The Incomprehensibility of God

Job 42:1-6,
“Then Job answered the Lord and said: “I know that you can do all things, and that no purpose of yours can be thwarted. Who is this that hides counsel without knowledge? Therefore I have uttered what I did not understand, things too wonderful for me, which I did not know. Hear and I will speak; I will question you, and you make it known to me. I had heard of you by the hearing of the ear, but now my eye sees you; therefore, I despise myself, and repent in dust and ashes.”

You could say that Job endured a great trial, and even a torturous journey of faith. But the good news is Job comes out a better man. And Job learns about himself, but he also learns about God. Notice what he says. “I have heard of you by the hearing of the ear, but now my eyes have seen you.” Essentially, he learns that God is God, “God is bigger than me; God is infinite, I am finite; God is big, I am small. God is not answerable to me, but I am answerable to Him, and God is not obligated to answer my questions.”

And the word that theologians have used over the hundreds of years, I think, going all the way back to the Reformation, is the word incomprehensibility. That's the word they've used to help us understand just how big God is. And here's what that means, “You can have a true knowledge of God, but not an exhaustive knowledge of God. You don't know everything about God. God is infinite, we are finite.” Dr. Packer puts it this way,
"If we could understand God exhaustively and the revelation of Himself confronted us with no mysteries whatsoever, He would be a god in man's image and therefore, an imaginary god, not the God of the Bible at all."
But twice in the book of Job, God's incomprehensibility is addressed by his so-called friends. Job 11:7-9, “Can you fathom the mysteries of God? Can you probe the limits of the Almighty?” And then again in Job 36:26, “How great is God beyond our understanding; the number of his years past finding out.” And we see that, don't we, in the story of Job with respect to creation, first of all. If you go back to chapter 38, God asked Job, “Where were you when I laid the foundations of the earth?” And he asked them several more questions, I mean, there's what, 60 or so questions. And Job realizes his ignorance with respect to God's created order. But Job also realizes God's mystery in terms of divine providence, “Therefore, I have uttered what I did not understand, things too wonderful for me I did not know.”

And there's a lot of things that happen in our lives, aren't there, in the world at large, that we could never really understand what's happening. What is God doing? God's reasons are hidden. But we have to trust him. In the words of William Cooper, 
"Whatever my God ordains is right, and behind that frowning providence is a smiling face."
But the incomprehensibility of God is seen in creation, providence and also salvation. That's why Paul, toward the back end of Romans, remember, he breaks out in doxology, “Oh, the depth of the riches and wisdom of God, how unsearchable are his judgments, and his ways past finding out. Who has known the mind of the Lord?” Who could have planned a salvation from eternity, that really started in terms of time and space, in a manger in Bethlehem, God incarnate? A salvation that demanded the greatest of love; the love of the Father, the love of the Son; a salvation where God sends His only begotten to save a lost world by dying on a cross of crucifixion. Who could have understood or explained the doctrine of the substitutionary atonement? People are still fighting and wrestling over that doctrine today, do you know that? Where the Son becomes sin for us, He becomes sin for us. Paul in 1 Corinthians 1 says that the wisdom of God's salvation through the cross appears foolish to human wisdom. But to us as Christians, it is the wonder of wonders, the mystery of mysteries.

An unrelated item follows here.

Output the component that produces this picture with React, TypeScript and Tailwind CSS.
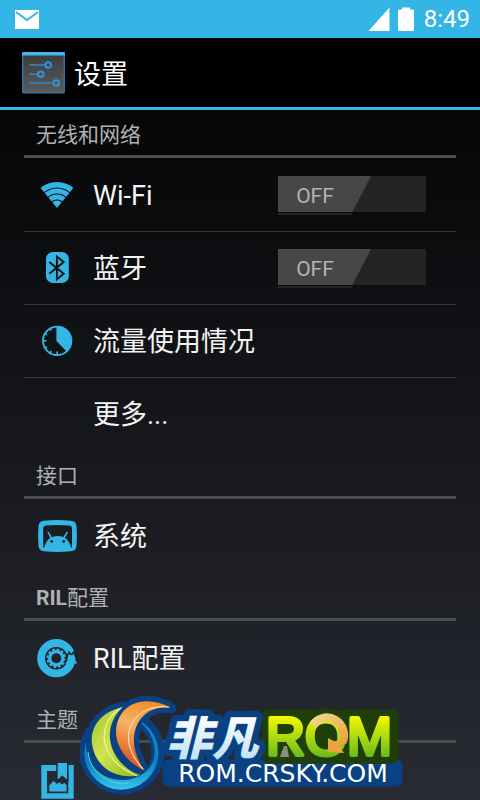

How do we respond to God's incomprehensibility in terms of His person and His work? Well, there should be a response of humility, that's a good response; trust, that's a great response, He knows far more than we know; praise, worship, that's a great response; obedience, submission to a great God like that, that's a great response; and then prayer is a great response. So let's go to the throne of Christ, realizing how good our God is, but how great He is. We'll know Him, we know Him, but we will never, never, not even in heaven, know him exhaustively. In a book titled Trusting God by Jerry Bridges, he says, 
"There is three great truths about God that must regulate our thinking and our brain: God is all sovereign, that's the first one, God is always good and God is perfectly wise."
 Those are three truths that we have to constantly run through our minds in the midst of trials, the midst of sufferings, and the pains and disappointments of life.